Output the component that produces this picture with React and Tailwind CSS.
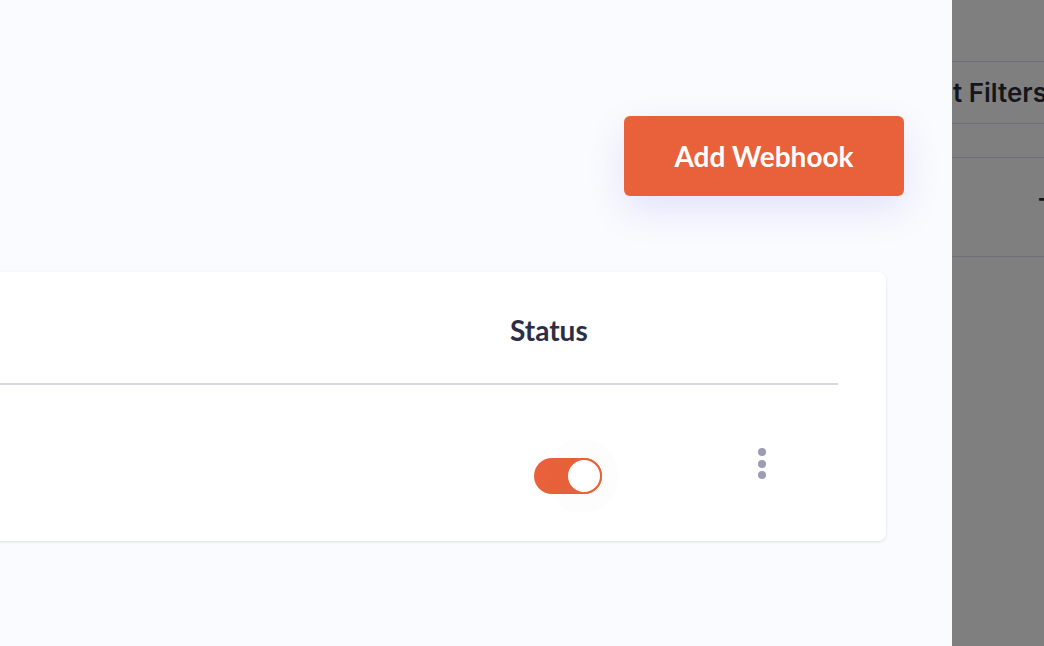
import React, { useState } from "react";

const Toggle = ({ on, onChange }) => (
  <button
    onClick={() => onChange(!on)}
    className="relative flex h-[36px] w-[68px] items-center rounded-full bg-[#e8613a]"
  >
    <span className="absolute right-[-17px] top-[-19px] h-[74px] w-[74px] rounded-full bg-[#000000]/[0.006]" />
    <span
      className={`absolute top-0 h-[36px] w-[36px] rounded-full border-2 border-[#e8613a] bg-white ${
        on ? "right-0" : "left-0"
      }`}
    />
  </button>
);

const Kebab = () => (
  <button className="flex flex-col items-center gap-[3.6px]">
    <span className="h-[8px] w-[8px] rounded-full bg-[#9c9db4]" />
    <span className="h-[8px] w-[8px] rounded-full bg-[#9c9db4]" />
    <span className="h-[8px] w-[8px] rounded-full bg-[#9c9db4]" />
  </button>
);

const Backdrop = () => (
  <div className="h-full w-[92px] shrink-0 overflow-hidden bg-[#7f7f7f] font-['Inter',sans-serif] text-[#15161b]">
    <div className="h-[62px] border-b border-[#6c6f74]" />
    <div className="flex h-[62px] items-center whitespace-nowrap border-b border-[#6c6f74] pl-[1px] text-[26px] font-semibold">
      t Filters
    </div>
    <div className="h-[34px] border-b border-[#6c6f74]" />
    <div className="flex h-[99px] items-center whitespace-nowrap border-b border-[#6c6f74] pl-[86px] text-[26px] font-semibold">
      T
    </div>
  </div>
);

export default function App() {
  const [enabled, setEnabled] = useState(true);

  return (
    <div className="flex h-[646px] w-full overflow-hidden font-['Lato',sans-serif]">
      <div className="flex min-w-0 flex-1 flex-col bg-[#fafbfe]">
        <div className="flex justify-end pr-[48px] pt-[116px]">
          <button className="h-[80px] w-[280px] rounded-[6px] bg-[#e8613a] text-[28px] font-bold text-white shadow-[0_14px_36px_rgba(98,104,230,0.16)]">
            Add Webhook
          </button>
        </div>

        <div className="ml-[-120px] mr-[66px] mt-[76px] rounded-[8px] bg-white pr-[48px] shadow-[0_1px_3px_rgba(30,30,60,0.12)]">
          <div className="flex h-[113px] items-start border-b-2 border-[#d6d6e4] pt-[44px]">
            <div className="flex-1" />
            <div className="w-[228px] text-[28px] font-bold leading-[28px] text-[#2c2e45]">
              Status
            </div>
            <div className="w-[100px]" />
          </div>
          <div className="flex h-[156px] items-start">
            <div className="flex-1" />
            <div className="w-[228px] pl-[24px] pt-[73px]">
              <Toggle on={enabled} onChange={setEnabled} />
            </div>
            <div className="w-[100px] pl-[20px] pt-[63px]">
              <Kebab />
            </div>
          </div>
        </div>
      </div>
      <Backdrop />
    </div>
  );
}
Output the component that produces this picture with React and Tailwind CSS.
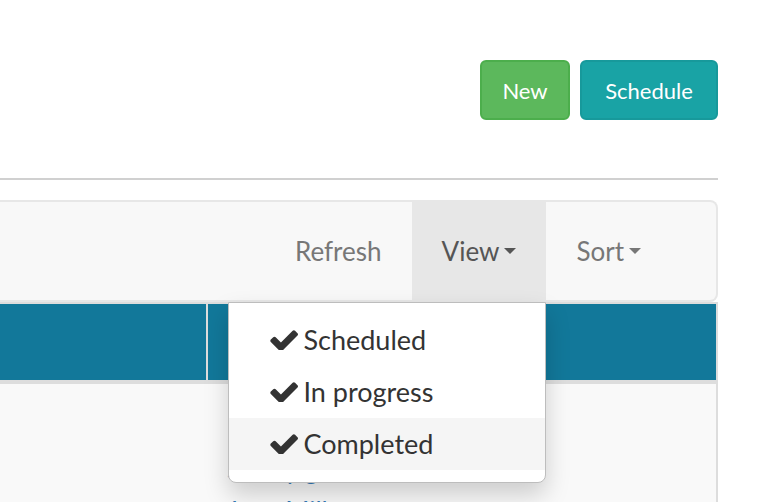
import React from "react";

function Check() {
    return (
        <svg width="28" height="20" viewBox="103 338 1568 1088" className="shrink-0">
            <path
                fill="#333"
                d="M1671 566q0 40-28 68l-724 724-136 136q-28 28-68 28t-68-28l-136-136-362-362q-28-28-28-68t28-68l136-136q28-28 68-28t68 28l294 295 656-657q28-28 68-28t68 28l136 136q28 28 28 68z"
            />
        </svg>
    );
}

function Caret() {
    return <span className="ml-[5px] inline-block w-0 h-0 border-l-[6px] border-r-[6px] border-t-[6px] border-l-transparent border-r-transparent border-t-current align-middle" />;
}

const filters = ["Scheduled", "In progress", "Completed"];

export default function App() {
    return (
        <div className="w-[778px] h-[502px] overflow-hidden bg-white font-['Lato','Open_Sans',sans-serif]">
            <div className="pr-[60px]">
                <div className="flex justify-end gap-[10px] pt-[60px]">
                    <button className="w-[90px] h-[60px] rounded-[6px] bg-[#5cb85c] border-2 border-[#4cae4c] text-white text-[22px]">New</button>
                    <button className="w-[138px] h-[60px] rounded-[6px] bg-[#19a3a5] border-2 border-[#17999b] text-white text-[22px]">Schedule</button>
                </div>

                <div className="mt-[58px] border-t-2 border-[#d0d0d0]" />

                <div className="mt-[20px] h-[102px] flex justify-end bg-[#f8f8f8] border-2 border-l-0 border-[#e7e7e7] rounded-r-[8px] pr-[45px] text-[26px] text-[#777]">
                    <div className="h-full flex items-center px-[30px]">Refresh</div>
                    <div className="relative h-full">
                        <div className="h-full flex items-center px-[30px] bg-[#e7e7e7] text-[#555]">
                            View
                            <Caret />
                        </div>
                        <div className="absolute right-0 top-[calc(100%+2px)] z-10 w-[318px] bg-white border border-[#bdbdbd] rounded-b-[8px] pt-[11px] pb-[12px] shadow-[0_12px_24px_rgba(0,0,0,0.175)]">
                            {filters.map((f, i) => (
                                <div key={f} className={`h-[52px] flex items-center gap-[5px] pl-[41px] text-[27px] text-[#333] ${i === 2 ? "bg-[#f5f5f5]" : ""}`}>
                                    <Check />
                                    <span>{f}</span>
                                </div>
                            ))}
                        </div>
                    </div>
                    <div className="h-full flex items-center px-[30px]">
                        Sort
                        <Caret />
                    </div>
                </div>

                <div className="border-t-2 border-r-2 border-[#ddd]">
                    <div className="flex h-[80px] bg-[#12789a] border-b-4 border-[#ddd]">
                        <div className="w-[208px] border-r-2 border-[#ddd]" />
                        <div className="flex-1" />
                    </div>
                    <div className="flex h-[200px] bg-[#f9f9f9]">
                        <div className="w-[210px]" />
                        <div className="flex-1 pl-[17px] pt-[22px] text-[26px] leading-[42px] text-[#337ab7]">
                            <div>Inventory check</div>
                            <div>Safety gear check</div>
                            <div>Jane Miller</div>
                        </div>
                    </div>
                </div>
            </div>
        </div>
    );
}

----------

Set down all the data again exactly as above, pictures excluded.

Output the component that produces this picture with React and Tailwind CSS.
import React, { useState } from "react";

const Toggle = ({ on, onChange }) => (
  <button
    onClick={() => onChange(!on)}
    className="relative flex h-[36px] w-[68px] items-center rounded-full bg-[#e8613a]"
  >
    <span className="absolute right-[-17px] top-[-19px] h-[74px] w-[74px] rounded-full bg-[#000000]/[0.006]" />
    <span
      className={`absolute top-0 h-[36px] w-[36px] rounded-full border-2 border-[#e8613a] bg-white ${
        on ? "right-0" : "left-0"
      }`}
    />
  </button>
);

const Kebab = () => (
  <button className="flex flex-col items-center gap-[3.6px]">
    <span className="h-[8px] w-[8px] rounded-full bg-[#9c9db4]" />
    <span className="h-[8px] w-[8px] rounded-full bg-[#9c9db4]" />
    <span className="h-[8px] w-[8px] rounded-full bg-[#9c9db4]" />
  </button>
);

const Backdrop = () => (
  <div className="h-full w-[92px] shrink-0 overflow-hidden bg-[#7f7f7f] font-['Inter',sans-serif] text-[#15161b]">
    <div className="h-[62px] border-b border-[#6c6f74]" />
    <div className="flex h-[62px] items-center whitespace-nowrap border-b border-[#6c6f74] pl-[1px] text-[26px] font-semibold">
      t Filters
    </div>
    <div className="h-[34px] border-b border-[#6c6f74]" />
    <div className="flex h-[99px] items-center whitespace-nowrap border-b border-[#6c6f74] pl-[86px] text-[26px] font-semibold">
      T
    </div>
  </div>
);

export default function App() {
  const [enabled, setEnabled] = useState(true);

  return (
    <div className="flex h-[646px] w-full overflow-hidden font-['Lato',sans-serif]">
      <div className="flex min-w-0 flex-1 flex-col bg-[#fafbfe]">
        <div className="flex justify-end pr-[48px] pt-[116px]">
          <button className="h-[80px] w-[280px] rounded-[6px] bg-[#e8613a] text-[28px] font-bold text-white shadow-[0_14px_36px_rgba(98,104,230,0.16)]">
            Add Webhook
          </button>
        </div>

        <div className="ml-[-120px] mr-[66px] mt-[76px] rounded-[8px] bg-white pr-[48px] shadow-[0_1px_3px_rgba(30,30,60,0.12)]">
          <div className="flex h-[113px] items-start border-b-2 border-[#d6d6e4] pt-[44px]">
            <div className="flex-1" />
            <div className="w-[228px] text-[28px] font-bold leading-[28px] text-[#2c2e45]">
              Status
            </div>
            <div className="w-[100px]" />
          </div>
          <div className="flex h-[156px] items-start">
            <div className="flex-1" />
            <div className="w-[228px] pl-[24px] pt-[73px]">
              <Toggle on={enabled} onChange={setEnabled} />
            </div>
            <div className="w-[100px] pl-[20px] pt-[63px]">
              <Kebab />
            </div>
          </div>
        </div>
      </div>
      <Backdrop />
    </div>
  );
}
Output the component that produces this picture with React and Tailwind CSS.
import React from "react";

function Check() {
    return (
        <svg width="28" height="20" viewBox="103 338 1568 1088" className="shrink-0">
            <path
                fill="#333"
                d="M1671 566q0 40-28 68l-724 724-136 136q-28 28-68 28t-68-28l-136-136-362-362q-28-28-28-68t28-68l136-136q28-28 68-28t68 28l294 295 656-657q28-28 68-28t68 28l136 136q28 28 28 68z"
            />
        </svg>
    );
}

function Caret() {
    return <span className="ml-[5px] inline-block w-0 h-0 border-l-[6px] border-r-[6px] border-t-[6px] border-l-transparent border-r-transparent border-t-current align-middle" />;
}

const filters = ["Scheduled", "In progress", "Completed"];

export default function App() {
    return (
        <div className="w-[778px] h-[502px] overflow-hidden bg-white font-['Lato','Open_Sans',sans-serif]">
            <div className="pr-[60px]">
                <div className="flex justify-end gap-[10px] pt-[60px]">
                    <button className="w-[90px] h-[60px] rounded-[6px] bg-[#5cb85c] border-2 border-[#4cae4c] text-white text-[22px]">New</button>
                    <button className="w-[138px] h-[60px] rounded-[6px] bg-[#19a3a5] border-2 border-[#17999b] text-white text-[22px]">Schedule</button>
                </div>

                <div className="mt-[58px] border-t-2 border-[#d0d0d0]" />

                <div className="mt-[20px] h-[102px] flex justify-end bg-[#f8f8f8] border-2 border-l-0 border-[#e7e7e7] rounded-r-[8px] pr-[45px] text-[26px] text-[#777]">
                    <div className="h-full flex items-center px-[30px]">Refresh</div>
                    <div className="relative h-full">
                        <div className="h-full flex items-center px-[30px] bg-[#e7e7e7] text-[#555]">
                            View
                            <Caret />
                        </div>
                        <div className="absolute right-0 top-[calc(100%+2px)] z-10 w-[318px] bg-white border border-[#bdbdbd] rounded-b-[8px] pt-[11px] pb-[12px] shadow-[0_12px_24px_rgba(0,0,0,0.175)]">
                            {filters.map((f, i) => (
                                <div key={f} className={`h-[52px] flex items-center gap-[5px] pl-[41px] text-[27px] text-[#333] ${i === 2 ? "bg-[#f5f5f5]" : ""}`}>
                                    <Check />
                                    <span>{f}</span>
                                </div>
                            ))}
                        </div>
                    </div>
                    <div className="h-full flex items-center px-[30px]">
                        Sort
                        <Caret />
                    </div>
                </div>

                <div className="border-t-2 border-r-2 border-[#ddd]">
                    <div className="flex h-[80px] bg-[#12789a] border-b-4 border-[#ddd]">
                        <div className="w-[208px] border-r-2 border-[#ddd]" />
                        <div className="flex-1" />
                    </div>
                    <div className="flex h-[200px] bg-[#f9f9f9]">
                        <div className="w-[210px]" />
                        <div className="flex-1 pl-[17px] pt-[22px] text-[26px] leading-[42px] text-[#337ab7]">
                            <div>Inventory check</div>
                            <div>Safety gear check</div>
                            <div>Jane Miller</div>
                        </div>
                    </div>
                </div>
            </div>
        </div>
    );
}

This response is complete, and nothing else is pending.